Sleep and Depression
How Are Sleep Disorders and Depression Treated?
The treatment for clinical depression depends on how serious the mood disorder is. For instance, psychotherapy (talk therapy or counseling) combined with medications (antidepressants) is highly effective in treating depression. The antidepressants work to decrease symptoms of sadness or hopelessness while the psychotherapy helps improve coping skills and change negative attitudes and beliefs caused by depression. Talk therapy also works on coping skills to help you fall asleep more easily.
Which Medications Help Sleep Disorders and Depression?
Your doctor may treat sleep disorders and depression with an antidepressant such as an SSRI -- a selective serotonin reuptake inhibitor.
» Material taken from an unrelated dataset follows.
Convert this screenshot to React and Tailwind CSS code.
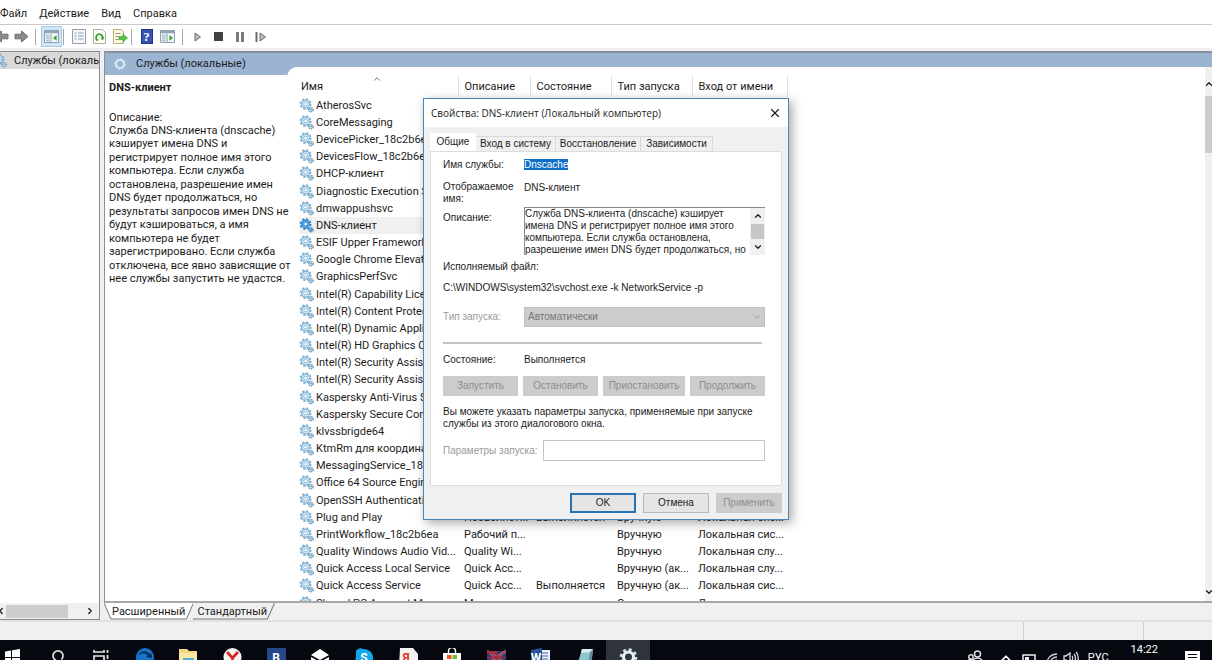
import { useState } from "react";
import { ChevronDown, ChevronLeft, ChevronRight, ChevronUp, X } from "lucide-react";

const MENU = ["Файл", "Действие", "Вид", "Справка"];

const SUMMARY = [
  "Служба DNS-клиента (dnscache)",
  "кэширует имена DNS и",
  "регистрирует полное имя этого",
  "компьютера. Если служба",
  "остановлена, разрешение имен",
  "DNS будет продолжаться, но",
  "результаты запросов имен DNS не",
  "будут кэшироваться, а имя",
  "компьютера не будет",
  "зарегистрировано. Если служба",
  "отключена, все явно зависящие от",
  "нее службы запустить не удастся.",
];

const SERVICES = [
  ["AtherosSvc"],
  ["CoreMessaging"],
  ["DevicePicker_18c2b6ea"],
  ["DevicesFlow_18c2b6ea"],
  ["DHCP-клиент"],
  ["Diagnostic Execution S"],
  ["dmwappushsvc"],
  ["DNS-клиент"],
  ["ESIF Upper Framework"],
  ["Google Chrome Elevat"],
  ["GraphicsPerfSvc"],
  ["Intel(R) Capability Lice"],
  ["Intel(R) Content Protec"],
  ["Intel(R) Dynamic Appli"],
  ["Intel(R) HD Graphics C"],
  ["Intel(R) Security Assist"],
  ["Intel(R) Security Assist"],
  ["Kaspersky Anti-Virus S"],
  ["Kaspersky Secure Conn"],
  ["klvssbrigde64"],
  ["KtmRm для координа"],
  ["MessagingService_18c2"],
  ["Office 64 Source Engin"],
  ["OpenSSH Authenticati"],
  ["Plug and Play", "Позволяет...", "Выполняется", "Вручную", "Локальная сис..."],
  ["PrintWorkflow_18c2b6ea", "Рабочий п...", "", "Вручную", "Локальная сис..."],
  ["Quality Windows Audio Vid...", "Quality Wi...", "", "Вручную", "Локальная слу..."],
  ["Quick Access Local Service", "Quick Acc...", "", "Вручную (ак...", "Локальная слу..."],
  ["Quick Access Service", "Quick Acc...", "Выполняется", "Вручную (ак...", "Локальная сис..."],
  ["Shared PC Account Mana...", "Manages ...", "", "Отключена", "Локальная сис..."],
];

function Gear({ active }) {
  const main = active ? "#2f86cf" : "#7fb2d3";
  const fill = active ? "#5aa9e6" : "#d3e8f5";
  return (
    <svg viewBox="0 0 16 16" className="h-[15px] w-[15px] shrink-0">
      <circle cx="7" cy="6.5" r="5.4" fill="none" stroke={main} strokeWidth="1.9" strokeDasharray="2.2 2.04" />
      <circle cx="7" cy="6.5" r="4.3" fill={fill} stroke={main} strokeWidth="1.2" />
      <circle cx="7" cy="6.5" r="1.9" fill="#fff" stroke={main} strokeWidth="0.9" />
      <circle cx="12.8" cy="12.6" r="2.3" fill={fill} stroke="#5d8cad" strokeWidth="1.3" strokeDasharray="1.3 0.7" />
      <circle cx="12.8" cy="12.6" r="0.8" fill="#5d8cad" />
    </svg>
  );
}

function Arrow({ flip }) {
  return (
    <svg viewBox="0 0 16 14" className={flip ? "h-[13px] w-[15px] -scale-x-100" : "h-[13px] w-[15px]"}>
      <path d="M1 4.5h7V1l7 6-7 6V9.5H1z" fill="#8a8a8a" stroke="#6c6c6c" />
    </svg>
  );
}

function PaneIcon({ play }) {
  return (
    <svg viewBox="0 0 16 14" className="h-[13px] w-[15px]">
      <path d="M.5.5h15v13H.5z" fill="#f6f8fa" stroke="#8296a8" />
      <path d="M1 1h14v2.5H1z" fill="#8fa6ba" />
      <path d="M2 5.5h4M2 7.5h4M2 9.5h4M2 11.5h4" stroke="#8fa6ba" />
      <path d="M7.5 4v9" stroke="#8296a8" />
      {play ? <path d="M10 5.5l4 3-4 3z" fill="#3aa33a" /> : <path d="M13.5 5.5l-4 3 4 3z" fill="#3aa33a" />}
    </svg>
  );
}

function ListIcon() {
  return (
    <svg viewBox="0 0 14 15" className="h-[15px] w-[14px]">
      <path d="M.5.5h13v14H.5z" fill="#f2f6fa" stroke="#8f9fae" />
      <path d="M2.5 4h2M6 4h5.5M2.5 7h2M6 7h5.5M2.5 10h2M6 10h5.5" stroke="#8ba3bb" />
    </svg>
  );
}

function RefreshIcon() {
  return (
    <svg viewBox="0 0 13 15" className="h-[15px] w-[13px]">
      <path d="M.5.5h9l3 3v11H.5z" fill="#fdfdf5" stroke="#a9aea0" />
      <path d="M5 11.5A3.3 3.3 0 1 1 9.6 9" fill="none" stroke="#35a335" strokeWidth="1.7" />
      <path d="M7.5 8.5h4l-2 3z" fill="#35a335" />
    </svg>
  );
}

function ExportIcon() {
  return (
    <svg viewBox="0 0 15 15" className="h-[15px] w-[15px]">
      <path d="M.5.5h8l2 2v12H.5z" fill="#fdf9df" stroke="#b5ae82" />
      <path d="M2.5 4.5h5M2.5 7.5h3M2.5 10.5h3" stroke="#9b9a86" />
      <path d="M6 7.5h4V5l4.5 4-4.5 4v-2.5H6z" fill="#55c444" stroke="#2f9a2c" strokeWidth=".6" />
    </svg>
  );
}

function Separator() {
  return <span className="h-4 w-px bg-[#a5a5a5]" />;
}

function ToolButton({ label, active, children }) {
  return (
    <button
      aria-label={label}
      className={
        active
          ? "flex h-[21px] w-[21px] items-center justify-center border border-[#a5cdea] bg-[#cfe6f7]"
          : "flex h-[21px] w-[21px] items-center justify-center"
      }
    >
      {children}
    </button>
  );
}

function Toolbar() {
  return (
    <div className="flex h-6 shrink-0 items-center border-t border-[#c9c9c9] bg-white">
      <div className="-ml-2 flex w-[43px] items-center justify-between pr-1">
        <ToolButton label="Назад"><Arrow flip /></ToolButton>
        <ToolButton label="Вперед"><Arrow /></ToolButton>
      </div>
      <Separator />
      <div className="flex pr-px pl-[5px]">
        <ToolButton label="Дерево консоли" active><PaneIcon /></ToolButton>
      </div>
      <Separator />
      <div className="flex pl-1">
        <ToolButton label="Свойства"><ListIcon /></ToolButton>
        <ToolButton label="Обновить"><RefreshIcon /></ToolButton>
        <ToolButton label="Экспорт"><ExportIcon /></ToolButton>
      </div>
      <Separator />
      <div className="flex px-1">
        <ToolButton label="Справка">
          <span className="flex h-[15px] w-3 items-center justify-center border border-[#20357c] bg-[#3553b4] font-['Liberation_Serif',serif] text-[13px] font-bold leading-none text-white">
            ?
          </span>
        </ToolButton>
        <ToolButton label="Панель действий"><PaneIcon play /></ToolButton>
      </div>
      <Separator />
      <div className="flex pl-1">
        <ToolButton label="Запустить">
          <svg viewBox="0 0 8 10" className="h-[10px] w-2">
            <path d="M1 1l5.5 4L1 9z" fill="#bbb" stroke="#6d6d6d" />
          </svg>
        </ToolButton>
        <ToolButton label="Остановить"><span className="h-[9px] w-[9px] bg-[#414141]" /></ToolButton>
        <ToolButton label="Приостановить">
          <span className="h-[10px] w-2 border-x-3 border-[#7b7b7b]" />
        </ToolButton>
        <ToolButton label="Перезапустить">
          <svg viewBox="0 0 12 10" className="h-[10px] w-3">
            <path d="M1.5 0v10" stroke="#6d6d6d" strokeWidth="2" />
            <path d="M5 1l5.5 4L5 9z" fill="#bbb" stroke="#6d6d6d" />
          </svg>
        </ToolButton>
      </div>
    </div>
  );
}

function Tree() {
  return (
    <aside className="flex w-[100px] shrink-0 flex-col border-t border-r border-b border-[#8c8c8c] bg-white">
      <div className="-ml-2 flex h-[17px] items-center gap-1 overflow-hidden bg-[#d9d9d9] whitespace-nowrap">
        <Gear />
        <span className="pl-[3px]">Службы (локальные)</span>
      </div>
      <div className="mt-auto flex h-4 items-center justify-between bg-[#f0f0f0] pr-1">
        <ChevronLeft className="-ml-1 h-[10px] w-[10px]" strokeWidth={3} />
        <span className="mr-auto h-[13px] w-[62px] bg-[#cdcdcd]" />
        <ChevronRight className="h-[10px] w-[10px]" strokeWidth={3} />
      </div>
    </aside>
  );
}

function ServiceTable() {
  return (
    <table className="w-[488px] table-fixed border-collapse text-left">
      <colgroup>
        <col className="w-[159px]" />
        <col className="w-[72px]" />
        <col className="w-[81px]" />
        <col className="w-[81px]" />
        <col className="w-[95px]" />
      </colgroup>
      <thead>
        <tr className="h-[21px]">
          <th className="border-r border-[#e0e0e0] pl-[2px] font-normal">
            <span className="relative block">
              Имя
              <ChevronUp className="absolute -top-[5px] left-[71px] h-[10px] w-[10px] text-[#555]" strokeWidth={2} />
            </span>
          </th>
          {["Описание", "Состояние", "Тип запуска", "Вход от имени"].map((title) => (
            <th key={title} className="border-r border-[#e0e0e0] pl-[6px] font-normal whitespace-nowrap">
              {title}
            </th>
          ))}
        </tr>
      </thead>
      <tbody>
        {SERVICES.map(([name, ...rest], i) => (
          <tr key={i} className="h-[17px] leading-[17px] nth-[6n]:h-[18px]">
            <td className="p-0">
              <div className={name === "DNS-клиент" ? "flex items-center gap-[2px] bg-[#f0f0f0]" : "flex items-center gap-[2px]"}>
                <Gear active={name === "DNS-клиент"} />
                <span className="whitespace-nowrap">{name}</span>
              </div>
            </td>
            {rest.map((cell, j) => (
              <td key={j} className="p-0 pl-[6px] whitespace-nowrap">{cell}</td>
            ))}
          </tr>
        ))}
      </tbody>
    </table>
  );
}

function SheetTabs() {
  return (
    <div className="flex h-[17px] shrink-0 bg-[#f0f0f0]">
      <button className="relative flex items-center pr-2 pl-2">
        <svg viewBox="0 0 90 17" preserveAspectRatio="none" className="absolute inset-0 h-full w-full">
          <path d="M0 0l7 16h76l6-16z" fill="#fff" />
          <path d="M0 0l7 16h76l7-16" fill="none" stroke="#777" />
        </svg>
        <span className="relative">Расширенный</span>
      </button>
      <button className="relative flex items-center pr-2 pl-1">
        <svg viewBox="0 0 80 17" preserveAspectRatio="none" className="absolute inset-0 h-full w-full">
          <path d="M-4 5l4 11h73l7-16" fill="none" stroke="#777" />
        </svg>
        <span className="relative">Стандартный</span>
      </button>
    </div>
  );
}

function Details() {
  return (
    <main className="flex min-w-0 flex-1 flex-col">
      <div className="flex min-h-0 flex-1 flex-col border-t-2 border-b-2 border-l border-[#8a8f98] border-b-[#a8a8a8] bg-[#9ab4d2]">
        <div className="flex min-h-0 flex-1">
          <section className="z-10 flex w-[182px] shrink-0 flex-col bg-white">
            <h1 className="flex h-[22px] shrink-0 items-center gap-[9px] bg-[#9ab4d2] pl-2">
              <svg viewBox="0 0 14 14" className="h-[14px] w-[14px]">
                <circle cx="7" cy="7" r="4" fill="none" stroke="#dceaf6" strokeWidth="2" />
                <circle cx="7" cy="7" r="5.5" fill="none" stroke="#c6dcef" strokeDasharray="2 2.3" />
              </svg>
              Службы (локальные)
            </h1>
            <h2 className="pt-[5px] pl-1 leading-4 font-bold">DNS-клиент</h2>
            <div className="pt-[15px] pl-1 whitespace-nowrap">
              <p className="h-[13px] leading-[13px]">Описание:</p>
              {SUMMARY.map((line) => (
                <p key={line} className="h-[14px] leading-[14px] even:h-[13px]">{line}</p>
              ))}
            </div>
          </section>
          <div className="mt-[14px] flex min-w-0 flex-1 justify-between overflow-hidden rounded-tl-[10px] bg-white">
            <div className="pt-[9px] pl-3">
              <ServiceTable />
            </div>
            <div className="flex w-[7px] shrink-0 flex-col items-center overflow-hidden bg-[#f0f0f0] pt-3">
              <ChevronUp className="h-[10px] w-[10px] shrink-0" strokeWidth={3} />
              <span className="mt-[7px] h-[57px] w-full bg-[#cdcdcd]" />
              <ChevronDown className="mt-auto mb-1 h-[10px] w-[10px] shrink-0" strokeWidth={3} />
            </div>
          </div>
        </div>
      </div>
      <SheetTabs />
    </main>
  );
}

const grayButton = "h-[20px] bg-[#cccccc] text-[#8c8c8c]";

function PropertiesDialog({ onClose }) {
  return (
    <div
      role="dialog"
      aria-label="Свойства: DNS-клиент"
      className="absolute top-[98px] left-[423px] z-20 w-[366px] border border-[#4a86b8] bg-[#f0f0f0] font-['Liberation_Sans',sans-serif] text-[10px] leading-3 shadow-[3px_3px_10px_rgba(0,0,0,0.35)]"
    >
      <div className="flex h-7 items-center justify-between bg-white pr-[6px] pl-[7px] font-['Open_Sans','Noto_Sans',sans-serif]">
        <span>Свойства: DNS-клиент (Локальный компьютер)</span>
        <button aria-label="Закрыть" onClick={onClose}>
          <X className="h-[14px] w-[14px]" strokeWidth={2} />
        </button>
      </div>

      <div className="px-[6px] pt-[6px]">
        <div className="flex items-end">
          <button className="h-[18px] w-[46px] bg-white">Общие</button>
          <button className="h-[15px] w-20 border-t border-r border-[#d9d9d9]">Вход в систему</button>
          <button className="h-[15px] w-[85px] border-t border-r border-[#d9d9d9]">Восстановление</button>
          <button className="h-[15px] w-[72px] border-t border-r border-[#d9d9d9]">Зависимости</button>
        </div>

        <div className="border border-[#dcdcdc] bg-white pt-[7px] pr-4 pb-6 pl-3">
          <div className="grid grid-cols-[80px_1fr] gap-x-px">
            <span>Имя службы:</span>
            <span>
              <span className="bg-[#0f6fc6] text-white">Dnscache</span>
            </span>
            <span className="mt-[10px]">Отображаемое имя:</span>
            <span className="mt-[11px]">DNS-клиент</span>
            <label htmlFor="about" className="mt-[7px]">Описание:</label>
            <div className="mt-[2px] flex h-[48px] border-t border-l border-[#8a8a8a]">
              <textarea
                id="about"
                readOnly
                className="min-w-0 flex-1 resize-none overflow-hidden bg-white whitespace-pre outline-none"
                value={
                  "Служба DNS-клиента (dnscache) кэширует\nимена DNS и регистрирует полное имя этого\nкомпьютера. Если служба остановлена,\nразрешение имен DNS будет продолжаться, но"
                }
              />
              <div className="flex w-[15px] flex-col items-center justify-between bg-[#f0f0f0] py-[3px]">
                <ChevronUp className="h-[10px] w-[10px]" strokeWidth={3} />
                <span className="mr-px h-[15px] w-[13px] bg-[#c6c6c6]" />
                <ChevronDown className="h-[10px] w-[10px]" strokeWidth={3} />
              </div>
            </div>
          </div>

          <p className="mt-[6px]">Исполняемый файл:</p>
          <p className="mt-[9px]">C:\WINDOWS\system32\svchost.exe -k NetworkService -p</p>

          <div className="mt-[13px] grid grid-cols-[80px_1fr] items-center gap-x-px">
            <label htmlFor="startup" className="text-[#9a9a9a]">Тип запуска:</label>
            <div className="relative">
              <select
                id="startup"
                disabled
                className="block h-5 w-full appearance-none border border-[#bfbfbf] bg-[#cccccc] px-[3px] text-[#777] opacity-100"
              >
                <option>Автоматически</option>
              </select>
              <ChevronDown className="absolute top-[5px] right-[3px] h-[10px] w-[10px] text-[#999]" />
            </div>
          </div>

          <hr className="mt-[15px] mr-[3px] border-t-2 border-[#c4c4c4]" />

          <div className="mt-[10px] grid grid-cols-[80px_1fr] gap-x-px">
            <span>Состояние:</span>
            <span>Выполняется</span>
          </div>

          <div className="mt-[10px] flex justify-between">
            <button disabled className={`${grayButton} w-[75px]`}>Запустить</button>
            <button disabled className={`${grayButton} w-[75px]`}>Остановить</button>
            <button disabled className={`${grayButton} w-[82px]`}>Приостановить</button>
            <button disabled className={`${grayButton} w-[75px]`}>Продолжить</button>
          </div>

          <p className="mt-[10px] whitespace-nowrap">
            Вы можете указать параметры запуска, применяемые при запуске
            <br />
            службы из этого диалогового окна.
          </p>

          <div className="mt-[10px] flex items-center">
            <label htmlFor="params" className="w-[100px] text-[#9a9a9a] whitespace-nowrap">Параметры запуска:</label>
            <input id="params" disabled className="h-[21px] min-w-0 flex-1 border border-[#c4c4c4] bg-white px-1" />
          </div>
        </div>
      </div>

      <div className="flex justify-end gap-[7px] pt-[7px] pr-[6px] pb-[6px]">
        <button onClick={onClose} className="h-5 w-[66px] border-2 border-[#2a73b3] bg-[#e5e5e5]">OK</button>
        <button onClick={onClose} className="h-5 w-[66px] border border-[#b9b9b9] bg-[#e5e5e5]">Отмена</button>
        <button disabled className={`${grayButton} w-[66px]`}>Применить</button>
      </div>
    </div>
  );
}

const TASKS = [
  [
    "Пуск",
    <path d="M2 3.5l6-1v6.5H2zM9 2.3l8-1.3v8H9zM2 10h6v6.5l-6-1zM9 10h8v8l-8-1.3z" fill="#fff" />,
  ],
  ["Поиск", <path d="M7.6 11.5a5 5 0 1 1 6.8 0M8.5 11L6 16" fill="none" stroke="#ddd" strokeWidth="1.7" />],
  [
    "Представление задач",
    <path d="M3 2v2h10V2M3 16V8h10v8M16.5 2v3M16.5 7v4M16.5 13v3" fill="none" stroke="#e8e8e8" strokeWidth="1.7" />,
  ],
  [
    "Edge",
    <>
      <circle cx="10" cy="9" r="9" fill="#1673c9" />
      <path d="M3 8c3-6 9-6 12-1l1-3 1 6-6-1 2-1c-3-4-7-3-10 0z" fill="#06284f" />
    </>,
  ],
  [
    "Проводник",
    <>
      <path d="M0 1h8l2 2h8v15H0z" fill="#f4d67c" />
      <path d="M0 5h18v13H0z" fill="#fbe9a5" />
      <path d="M4 10h11v8H4z" fill="#57aeca" />
    </>,
  ],
  [
    "Yandex",
    <>
      <circle cx="9.5" cy="9" r="9" fill="#f4f4f4" />
      <path d="M4 4l5.5 6L15 4M9.5 9v8" fill="none" stroke="#d9241f" strokeWidth="2.6" />
    </>,
  ],
  ["ВКонтакте", <rect width="19" height="19" rx="1" fill="#24488a" />, "B", "text-white"],
  [
    "Почта",
    <>
      <path d="M0 7l9-6 9 6-9 5z" fill="#fff" />
      <path d="M0 9l9 5 9-5v9H0z" fill="#fff" />
    </>,
  ],
  ["Skype", <path d="M1 3a5 5 0 0 1 7-2 9 9 0 0 1 10 10v7H3a9 9 0 0 1-2-9z" fill="#13a6e8" />, "S", "text-white"],
  ["Яндекс", <path d="M1 0h13l5 6v12H0z" fill="#f1f1ef" />, "Я", "pr-1 text-[#dc3a2b]"],
  [
    "Магазин",
    <>
      <path d="M5.5 5V3a3.5 3.5 0 0 1 7 0v2" fill="none" stroke="#fff" strokeWidth="1.4" />
      <path d="M0 5h18v13H0z" fill="#fff" />
      <path d="M4 7h4.5v4H4z" fill="#f05125" />
      <path d="M9.5 7H14v4H9.5z" fill="#7ebb28" />
      <path d="M4 12h4.5v4H4z" fill="#28a3e4" />
      <path d="M9.5 12H14v4H9.5z" fill="#fab922" />
    </>,
  ],
  [
    "Игра",
    <>
      <path d="M0 3h19v13H0z" fill="#30386c" />
      <path d="M0 3l19 13M19 3L0 16" stroke="#b9a9b8" strokeWidth="2.5" />
      <path d="M0 3h9v3H0z" fill="#a62f3b" />
      <path d="M0 9.5h19M9.5 3v13M0 3l19 13M19 3L0 16" stroke="#a8283f" strokeWidth="1.5" />
    </>,
  ],
  [
    "Word",
    <>
      <path d="M8 2h11v15H8z" fill="#eef3fb" />
      <path d="M11 5h6M11 8h6M11 11h6" stroke="#3a62a8" />
      <path d="M0 2l11-2v18H0z" fill="#2b569a" />
    </>,
    "W",
    "pr-2",
  ],
  [
    "Блокнот",
    <>
      <path d="M7 1h11l-2 17H2z" fill="#8fc3cf" />
      <path d="M7 1l11 0-1 3L6 5z" fill="#d9eef0" />
      <path d="M15 4l3-3-2 17h-3z" fill="#5b8d98" />
    </>,
  ],
  [
    "Службы",
    <>
      <circle cx="9.5" cy="9" r="7.5" fill="none" stroke="#cfe1ea" strokeWidth="2.6" strokeDasharray="3 2.89" />
      <circle cx="9.5" cy="9" r="5" fill="none" stroke="#e8f2f7" strokeWidth="3" />
    </>,
  ],
];

function Taskbar() {
  return (
    <footer className="flex h-5 shrink-0 items-start justify-between overflow-hidden bg-[#05090f] text-white">
      <nav className="-ml-[10px] flex">
        {TASKS.map(([label, art, letter, tone]) => (
          <button
            key={label}
            aria-label={label}
            className={label === "Службы" ? "flex h-8 w-11 justify-center bg-[#30353c] pt-2" : "flex h-8 w-11 justify-center pt-2"}
          >
            <span className="relative flex h-[19px] w-[19px] items-center justify-center">
              <svg viewBox="0 0 19 19" className="absolute inset-0">{art}</svg>
              {letter && <b className={`relative text-xs leading-4 ${tone}`}>{letter}</b>}
            </span>
          </button>
        ))}
      </nav>
      <div className="flex items-start pr-3">
        <svg viewBox="0 0 16 16" className="mt-[10px] mr-4 h-4 w-4 fill-none stroke-[#ddd]" strokeWidth="1.5">
          <circle cx="10.5" cy="4" r="3" />
          <circle cx="4" cy="7" r="2.2" />
          <path d="M5 14c0-8 11-8 11 0M0 14c0-4 3-5 5-4" />
        </svg>
        <ChevronUp className="mt-[11px] mr-[9px] h-[14px] w-[14px]" strokeWidth={3} />
        <svg viewBox="0 0 14 14" className="mt-[14px] mr-[10px] h-[14px] w-[14px]">
          <path d="M1 1h12v9H1z" fill="none" stroke="#eee" strokeWidth="1.5" />
          <path d="M3 3h4v6H3z" fill="#eee" />
        </svg>
        <svg viewBox="0 0 12 14" className="mt-[13px] mr-[5px] h-[14px] w-3 fill-none stroke-[#ccc]" strokeWidth="1.3">
          <path d="M1 11C1 5 5 1 11 1M4 11c0-4 3-7 7-7M7 11c0-2 2-4 4-4" />
        </svg>
        <svg viewBox="0 0 16 14" className="mt-[11px] mr-[9px] h-[14px] w-4 fill-none stroke-[#ddd]" strokeWidth="1.3">
          <path d="M1 5h2l4-3v10L3 9H1zM9 5c1 1 1 3 0 4M11 3c2 2 2 6 0 8M13 1c3 3 3 9 0 12" />
        </svg>
        <span className="mt-[11px] mr-[22px] leading-[14px]">РУС</span>
        <time className="mt-[3px] mr-[27px] leading-[14px]">14:22</time>
        <svg viewBox="0 0 15 16" className="mt-[11px] h-4 w-[15px]">
          <path d="M0 0h15v12H9l-3 3v-3H0z" fill="#fff" />
          <path d="M3 3.5h9M3 6.5h9M3 9.5h6" stroke="#05090f" />
        </svg>
      </div>
    </footer>
  );
}

export default function App() {
  const [open, setOpen] = useState(true);

  return (
    <div className="relative flex h-screen flex-col overflow-hidden bg-[#f0f0f0] font-['Roboto','Noto_Sans',sans-serif] text-[11px] leading-4 text-[#1c1c1c]">
      <nav className="flex h-6 shrink-0 items-center gap-3 bg-white pt-1">
        {MENU.map((item) => (
          <button key={item}>{item}</button>
        ))}
      </nav>
      <Toolbar />
      <div className="flex min-h-0 flex-1 gap-1 pt-[3px]">
        <Tree />
        <Details />
      </div>
      <div className="flex h-5 shrink-0 justify-end border-t-2 border-[#e2e2e2]">
        <span className="w-[120px] border-l border-[#d2d2d2]" />
        <span className="w-[69px] border-l border-[#d2d2d2]" />
      </div>
      <Taskbar />
      {open && <PropertiesDialog onClose={() => setOpen(false)} />}
    </div>
  );
}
Additionally, your doctor may prescribe a sedating antidepressant or a hypnotic medication -- a sleeping pill or other medication that helps people sleep.
Which Types of Antidepressants Can Help With Sleep?
Your doctor may prescribe one of the following antidepressants that can also help you sleep:
- An SSRI such as Zoloft, Prozac, Celexa, and Paxil. These medications can perform double duty for people by helping them sleep and elevating their mood. Some people taking these drugs, though, may still have trouble sleeping.
- Tricyclic antidepressants (including Pamelor and Elavil)
- SNRIs (serotonin/norepinephrine reuptake inhibitors such as Effexor, Pristiq, Khedezla, Fetzima, or Cymbalta)
- Sedating antidepressants (such as Remeron). The antidepressant trazodone is not widely used to treat depression but because it can cause drowsiness it is often paired as a sleep aid that can be used with other antidepressants.
Which Hypnotics or Sleeping Pills Are Most Effective?
Your doctor may prescribe one of the following hypnotics or sleeping pills to help resolve insomnia:
- Ambien/Ambien CR
Are There Other Sleep Tips That Can Help Depression?
Here are some lifestyle tips that -- in combination with antidepressants and hypnotics -- may help improve sleep and resolve insomnia:
- Meditation, listening to soft music, or reading a book before bedtime can help increase relaxation while focusing your thoughts on neutral or pleasant topics.
- Clear your head of concerns by writing a list of activities that needs to be completed the next day. Then tell yourself you will think about it tomorrow.
- Get regular exercise -- but no later than a few hours before bedtime. Daily exercise, including stretching and conditioning exercises, can help to facilitate sleep and relieve the associated anxiety many people have about staying asleep.
- High levels of arousal associated with racing thoughts, worries, or rumination may delay sleep onset. Relaxation therapies such as yoga and deep abdominal breathing may be useful in initiating sleep.
- Don't use caffeine, alcohol, or nicotine in the evening. Check the ingredients in any over-the-counter or prescription medications to see if "sleeplessness" is indicated. Some medications such as headache medicines contain caffeine, which can cause poor sleep.
- Don't lie in bed tossing and turning. Get out of bed and do some light activity (such as reading or listening to soft music) in another room when you can't sleep. Go back to bed when you are feeling drowsy.
- Use the bed only for sleeping and sex. Don't lie in bed to watch TV or read. This way, your bed becomes a cue for sleeping, not for lying awake.
- Take a warm shower right before bedtime to increase deep sleep as your body cools.
- Keep your bedroom at a cool temperature.
- Wear earplugs and a sleep mask if noise and light bother your sleep.
- Get blackout shades for your bedroom to keep outside lights from bothering you.
- A white noise machine may also help if you cannot sleep because of household noises.